The catch here is that reading DataPackets that were stored as serialized objects is painfully slow in Java (~20s). However, writing primitive field values to binary files and then creating objects on the fly when reading those values performed much better.

As a result of storing field values, my binary files for option quotes are a repeating sequence of Long, Double, Long, Double, Char, Double, Double, Char. From what I can tell, the best alternative for conducting a binary search will be to read the file into a byte array and then conduct the binary search on array elements where index % 8 == 0 (using date as an example). Is reading the file into a byte array essentially what you're doing as well before conducting the binary search?

jtrader33 · Feb 7, 2015

John Tseng said:
The best thing you can do for your disk access is to completely eliminate all seek times by ensuring that you read everything in order, from the beginning of the disk to the end. As volpunter has said, defrag will help here. Reading from only one file that is contiguous on the disk means that your disk never has to seek. It just reads from the beginning to the end.

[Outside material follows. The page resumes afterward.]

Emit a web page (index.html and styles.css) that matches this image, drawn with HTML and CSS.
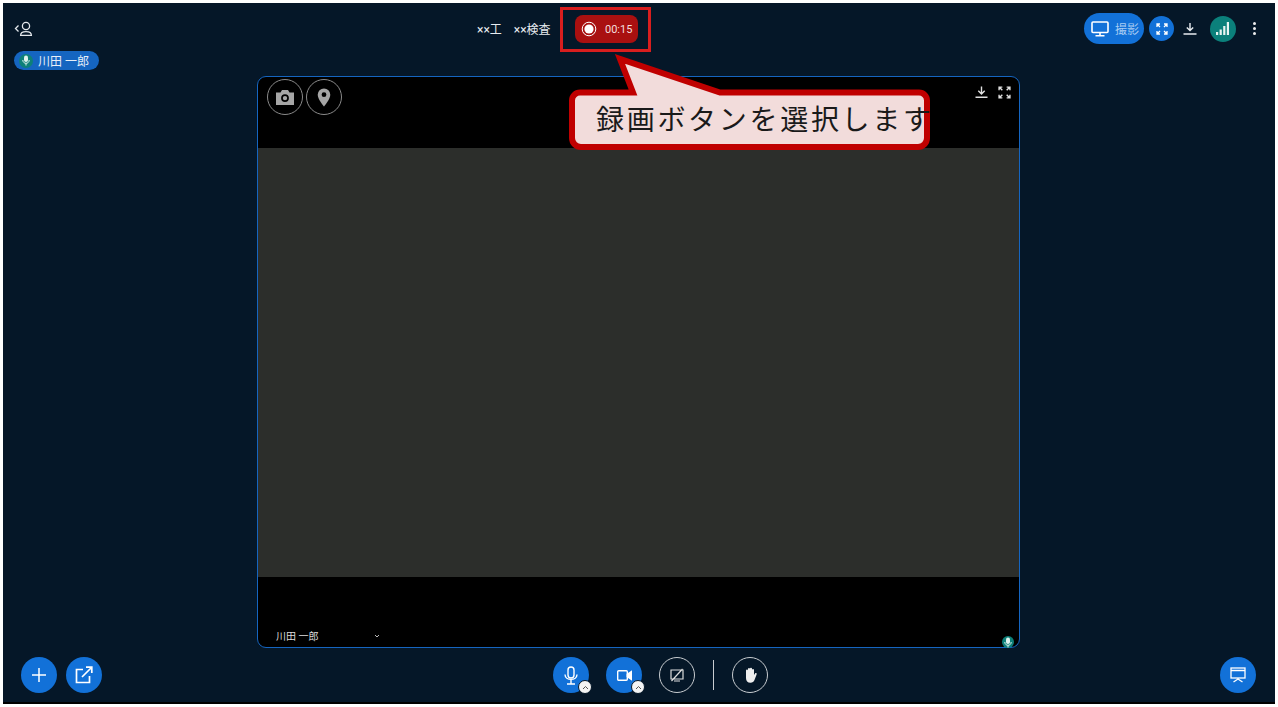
FILE: index.html
```html
<!DOCTYPE html>
<html lang="ja">
<head>
    <meta charset="UTF-8">
    <title>録画</title>
    <link rel="stylesheet" href="styles.css">
</head>
<body>
    <div class="app">
        <header class="top">
            <div class="top-left">
                <div class="back">
                    <svg width="20" height="16" viewBox="0 0 20 16" fill="none" stroke="#e4e8ec" stroke-width="1.3">
                        <path d="M4.5 4.5 1.5 7.5l3 3"/>
                        <circle cx="12" cy="5" r="3.6"/>
                        <path d="M6.6 14.4c0-5 10.8-5 10.8 0z"/>
                    </svg>
                </div>
                <div class="chip">
                    <span class="mic-dot">
                        <svg width="8" height="11" viewBox="0 0 8 11"><rect x="2" y="0.5" width="4" height="6.5" rx="2" fill="#dff3ef"/><path d="M.8 5c0 4.4 6.4 4.4 6.4 0M4 8.5v2" fill="none" stroke="#dff3ef"/></svg>
                    </span>
                    川田 一郎
                </div>
            </div>
            <div class="titles">
                <span>××工</span>
                <span>××検査</span>
            </div>
            <div class="rec">
                <svg width="16" height="16" viewBox="0 0 16 16"><circle cx="8" cy="8" r="6.8" fill="none" stroke="#fff" stroke-width="1"/><circle cx="8" cy="8" r="4.6" fill="#fff"/></svg>
                <span>00:15</span>
            </div>
            <div class="top-right">
                <div class="shoot">
                    <svg width="18" height="16" viewBox="0 0 18 16" fill="none" stroke="#fff" stroke-width="1.6">
                        <rect x="1" y="1" width="16" height="10.5" rx="1"/>
                        <path d="M9 11.5v3M4.5 14.8h9"/>
                    </svg>
                    <span>撮影</span>
                </div>
                <div class="expand">
                    <svg width="12" height="12" viewBox="0 0 12 12" fill="none" stroke="#fff" stroke-width="1.3">
                        <path d="M1 4V1h3M1 1l3 3M8 1h3v3M11 1 8 4M1 8v3h3M1 11l3-3M8 11h3V8M11 11 8 8"/>
                    </svg>
                </div>
                <svg class="dl" width="14" height="13" viewBox="0 0 14 13" fill="none" stroke="#e8ecf0" stroke-width="1.4">
                    <path d="M7 1v7M3.8 5.4 7 8.6l3.2-3.2M.5 12h13"/>
                </svg>
                <div class="signal">
                    <svg width="14" height="13" viewBox="0 0 14 13" fill="#e8f4f2"><rect x="0" y="10" width="2.2" height="3"/><rect x="3.6" y="7.5" width="2.2" height="5.5"/><rect x="7.2" y="4" width="2.2" height="9"/><rect x="10.8" y="0" width="2.2" height="13"/></svg>
                </div>
                <div class="dots"><i></i><i></i><i></i></div>
            </div>
        </header>

        <main class="stage">
            <div class="stage-head">
                <div class="round-tools">
                    <div class="ring">
                        <svg width="20" height="17" viewBox="0 0 20 17" fill="#a6a6a6"><path d="M1 3.5h4.5L7 1h6l1.5 2.5H19V16H1zM10 5.2a3.9 3.9 0 1 0 0 7.8 3.9 3.9 0 0 0 0-7.8z" fill-rule="evenodd"/><circle cx="10" cy="9.1" r="2.2"/></svg>
                    </div>
                    <div class="ring">
                        <svg width="14" height="19" viewBox="0 0 14 19" fill="#a6a6a6"><path d="M7 .5A6.3 6.3 0 0 0 .7 6.8C.7 11.5 7 18.5 7 18.5s6.300-7 6.300-11.700A6.300 6.300 0 0 0 7 .5zm0 8.600a2.400 2.400 0 1 1 0-4.800 2.400 2.400 0 0 1 0 4.800z"/></svg>
                    </div>
                </div>
                <div class="stage-tools">
                    <svg width="13" height="12" viewBox="0 0 13 12" fill="none" stroke="#e0e0e0" stroke-width="1.4"><path d="M6.500 .5v7M3.300 4.800l3.200 3.200 3.200-3.200M.5 11.200h12"/></svg>
                    <svg width="13" height="13" viewBox="0 0 12 12" fill="none" stroke="#e0e0e0" stroke-width="1.300"><path d="M1 4V1h3M1 1l3 3M8 1h3v3M11 1 8 4M1 8v3h3M1 11l3-3M8 11h3V8M11 11 8 8"/></svg>
                </div>
            </div>
            <div class="stage-view"></div>
            <div class="stage-foot">
                <span class="who">川田 一郎</span>
                <svg class="who-caret" width="6" height="4" viewBox="0 0 6 4" fill="none" stroke="#bbb"><path d="M1 1l2 2 2-2"/></svg>
            </div>
            <span class="mic-dot stage-mic">
                <svg width="8" height="11" viewBox="0 0 8 11"><rect x="2" y="0.500" width="4" height="6.500" rx="2" fill="#dff3ef"/><path d="M.8 5c0 4.400 6.400 4.400 6.400 0M4 8.500v2" fill="none" stroke="#dff3ef"/></svg>
            </span>
        </main>

        <footer class="bottom">
            <div class="bottom-left">
                <div class="btn">
                    <svg width="16" height="16" viewBox="0 0 16 16" stroke="#fff" stroke-width="1.500"><path d="M8 1v14M1 8h14"/></svg>
                </div>
                <div class="btn">
                    <svg width="18" height="18" viewBox="0 0 18 18" fill="none" stroke="#fff" stroke-width="1.700"><path d="M8 3.500H1.500v13h13V10M7 11 16.500 1.500M11 1.200h5.800V7"/></svg>
                </div>
            </div>
            <div class="bottom-mid">
                <div class="btn has-caret">
                    <svg width="14" height="19" viewBox="0 0 14 19" fill="none" stroke="#fff" stroke-width="1.400"><rect x="4" y="1" width="6" height="11" rx="3"/><path d="M1 8.500c0 6.500 12 6.500 12 0M7 14v3.500M3 18h8"/></svg>
                    <span class="caret"><svg width="7" height="5" viewBox="0 0 7 5" fill="none" stroke="#555"><path d="M1 4l2.500-2.500L6 4"/></svg></span>
                </div>
                <div class="btn has-caret">
                    <svg width="15" height="11" viewBox="0 0 15 11" fill="none" stroke="#fff" stroke-width="1.400"><rect x=".7" y=".7" width="9.600" height="9.600" rx="1"/><path d="M10.300 4.300 14.300 1.500v8l-4-2.800z" fill="#fff"/></svg>
                    <span class="caret"><svg width="7" height="5" viewBox="0 0 7 5" fill="none" stroke="#555"><path d="M1 4l2.500-2.500L6 4"/></svg></span>
                </div>
                <div class="btn outline">
                    <svg width="14" height="14" viewBox="0 0 14 14" fill="none" stroke="#ddd" stroke-width="1.200"><path d="M1 2h12v9H1zM4 13h6M1.500 13 12.500 1"/></svg>
                </div>
                <div class="sep"></div>
                <div class="btn outline">
                    <svg width="15" height="16" viewBox="0 0 15 16" fill="#eee"><path d="M3 8V3.500a1 1 0 0 1 2 0V2a1 1 0 0 1 2 0v-.2a1 1 0 0 1 2 0V3a1 1 0 0 1 2 0v5l1-1.500c.8-1 2.200-.2 1.600.9L11.500 13c-.8 1.700-2 2.700-4 2.700C4.500 15.700 3 14 3 11z"/></svg>
                </div>
            </div>
            <div class="bottom-right">
                <div class="btn">
                    <svg width="16" height="16" viewBox="0 0 16 16" fill="none" stroke="#fff" stroke-width="1.300"><rect x="1" y="1" width="14" height="10"/><path d="M1 3.500h14M8 11v1.500M8 12 3.500 15M8 12l4.500 3"/></svg>
                </div>
            </div>
        </footer>

        <div class="mark"></div>
        <svg class="bubble-shape" width="368" height="100" viewBox="566 53 368 100">
            <path d="M580 92.500H633L620 59 720 92.500H919a8 8 0 0 1 8 8V138a9 9 0 0 1-9 9H581a9 9 0 0 1-9-9V100.500a8 8 0 0 1 8-8z" fill="#f2dcdb" stroke="#c00000" stroke-width="6" stroke-linejoin="miter"/>
        </svg>
        <div class="bubble-text">録画ボタンを選択します</div>
    </div>
</body>
</html>
```
FILE: styles.css
```css
html, body{
    height: 100%;
}
body{
    margin: 0;
    padding: 3px;
    box-sizing: border-box;
    overflow: hidden;
    background-color: #ffffff;
    font-family: Roboto, "Noto Sans CJK JP", sans-serif;
}

.app{
    position: relative;
    display: flex;
    flex-direction: column;
    height: 100%;
    background-color: #051728;
    border-bottom: 2px solid #000000;
    box-sizing: border-box;
}

/* top bar */
.top{
    display: flex;
    align-items: flex-start;
    height: 73px;
    flex-shrink: 0;
    color: #e8ecf0;
}
.top-left{
    width: 474px;
    padding: 18px 0 0 11px;
    box-sizing: border-box;
}
.back{
    height: 16px;
}
.back svg{
    display: block;
}
.chip{
    display: flex;
    align-items: center;
    gap: 5px;
    width: 85px;
    height: 19px;
    margin-top: 14px;
    padding-left: 5px;
    box-sizing: border-box;
    border-radius: 10px;
    background-color: #1565c0;
    font-size: 12px;
    color: #e6eef8;
    white-space: nowrap;
}
.mic-dot{
    display: flex;
    align-items: center;
    justify-content: center;
    width: 14px;
    height: 14px;
    flex-shrink: 0;
    border-radius: 50%;
    background-color: #0d8079;
}
.titles{
    display: flex;
    gap: 12px;
    width: 98px;
    padding-top: 18px;
    font-size: 12px;
    line-height: 18px;
}
.rec{
    display: flex;
    align-items: center;
    gap: 8px;
    width: 63px;
    height: 28px;
    margin-top: 12px;
    padding-left: 6px;
    box-sizing: border-box;
    border-radius: 8px;
    background-color: #a91010;
    font-size: 11px;
    color: #f2dede;
}
.top-right{
    display: flex;
    align-items: center;
    margin-left: auto;
    height: 31px;
    margin-top: 10px;
    padding-right: 19px;
}
.shoot{
    display: flex;
    align-items: center;
    gap: 6px;
    width: 60px;
    height: 31px;
    padding-left: 7px;
    box-sizing: border-box;
    border-radius: 16px;
    background-color: #1271d8;
    font-size: 12px;
    color: #a9cdf3;
}
.expand{
    display: flex;
    align-items: center;
    justify-content: center;
    width: 25px;
    height: 25px;
    margin-left: 5px;
    border-radius: 50%;
    background-color: #1271d8;
}
.dl{
    margin-left: 9px;
}
.signal{
    display: flex;
    align-items: center;
    justify-content: center;
    width: 26px;
    height: 26px;
    margin-left: 13px;
    border-radius: 50%;
    background-color: #0b807b;
}
.dots{
    display: flex;
    flex-direction: column;
    gap: 2px;
    margin-left: 17px;
}
.dots i{
    width: 3px;
    height: 3px;
    border-radius: 50%;
    background-color: #eeeeee;
}

/* video area */
.stage{
    position: relative;
    display: flex;
    flex-direction: column;
    flex: 1;
    width: 763px;
    margin-left: 254px;
    box-sizing: border-box;
    overflow: visible;
    border: 1.5px solid #1565c0;
    border-radius: 9px;
    background-color: #000000;
}
.stage-head{
    display: flex;
    justify-content: space-between;
    height: 71px;
    flex-shrink: 0;
    padding: 2px 8px 0 9px;
    box-sizing: border-box;
}
.round-tools{
    display: flex;
    gap: 3px;
}
.ring{
    display: flex;
    align-items: center;
    justify-content: center;
    width: 36px;
    height: 36px;
    box-sizing: border-box;
    border: 1px solid #8a8a8a;
    border-radius: 50%;
}
.stage-tools{
    display: flex;
    gap: 10px;
    padding-top: 7px;
}
.stage-view{
    flex: 1;
    background-color: #2c2e2b;
}
.stage-foot{
    display: flex;
    align-items: flex-end;
    height: 70px;
    flex-shrink: 0;
    padding: 0 0 3px 18px;
    box-sizing: border-box;
    border-radius: 0 0 8px 8px;
}
.who{
    width: 98px;
    font-size: 10px;
    line-height: 14px;
    color: #dddddd;
}
.who-caret{
    margin-bottom: 6px;
}
.stage-mic{
    position: absolute;
    right: 5px;
    bottom: -1px;
    width: 12px;
    height: 12px;
}

/* bottom bar */
.bottom{
    display: flex;
    align-items: center;
    height: 54px;
    flex-shrink: 0;
}
.bottom-left{
    display: flex;
    gap: 9px;
    width: 532px;
    margin-left: 18px;
}
.bottom-mid{
    display: flex;
    align-items: center;
}
.bottom-mid .btn + .btn{
    margin-left: 17px;
}
.bottom-mid .btn.outline{
    margin-left: 17px;
}
.bottom-right{
    margin-left: auto;
    margin-right: 19px;
}
.btn{
    position: relative;
    display: flex;
    align-items: center;
    justify-content: center;
    width: 36px;
    height: 36px;
    box-sizing: border-box;
    border-radius: 50%;
    background-color: #1271d8;
}
.btn.outline{
    border: 1px solid #c8ccd0;
    background-color: transparent;
}
.caret{
    position: absolute;
    right: -3px;
    bottom: -1px;
    display: flex;
    align-items: center;
    justify-content: center;
    width: 14px;
    height: 14px;
    box-sizing: border-box;
    border: 1px solid #051728;
    border-radius: 50%;
    background-color: #f4f4f4;
}
.sep{
    width: 1px;
    height: 30px;
    margin-left: 18px;
    background-color: #c8ccd0;
}
.sep + .btn.outline{
    margin-left: 18px;
}

/* annotation laid over the page */
.mark{
    position: absolute;
    left: 557px;
    top: 4px;
    width: 91px;
    height: 45px;
    box-sizing: border-box;
    border: 3px solid #d81e1e;
}
.bubble-shape{
    position: absolute;
    left: 563px;
    top: 50px;
}
.bubble-text{
    position: absolute;
    left: 593px;
    top: 93px;
    font-family: "Noto Sans CJK JP", sans-serif;
    font-size: 28px;
    letter-spacing: 2.7px;
    line-height: 44px;
    white-space: nowrap;
    color: #1a1a1a;
}
```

John, thanks very much for taking the time with that post. Very informative. For sure, I will be reading it multiple times to let it all sink in.

Initially, I thought you were making a theoretical point in the above quote, but after reading on it seems like it may be a practical endeavor. There's no mystery to the order in which files are read in my backtests and it seldom changes. Am I over simplifying things if I ask if there's a way to instruct the HDD to organize files in a certain sequence?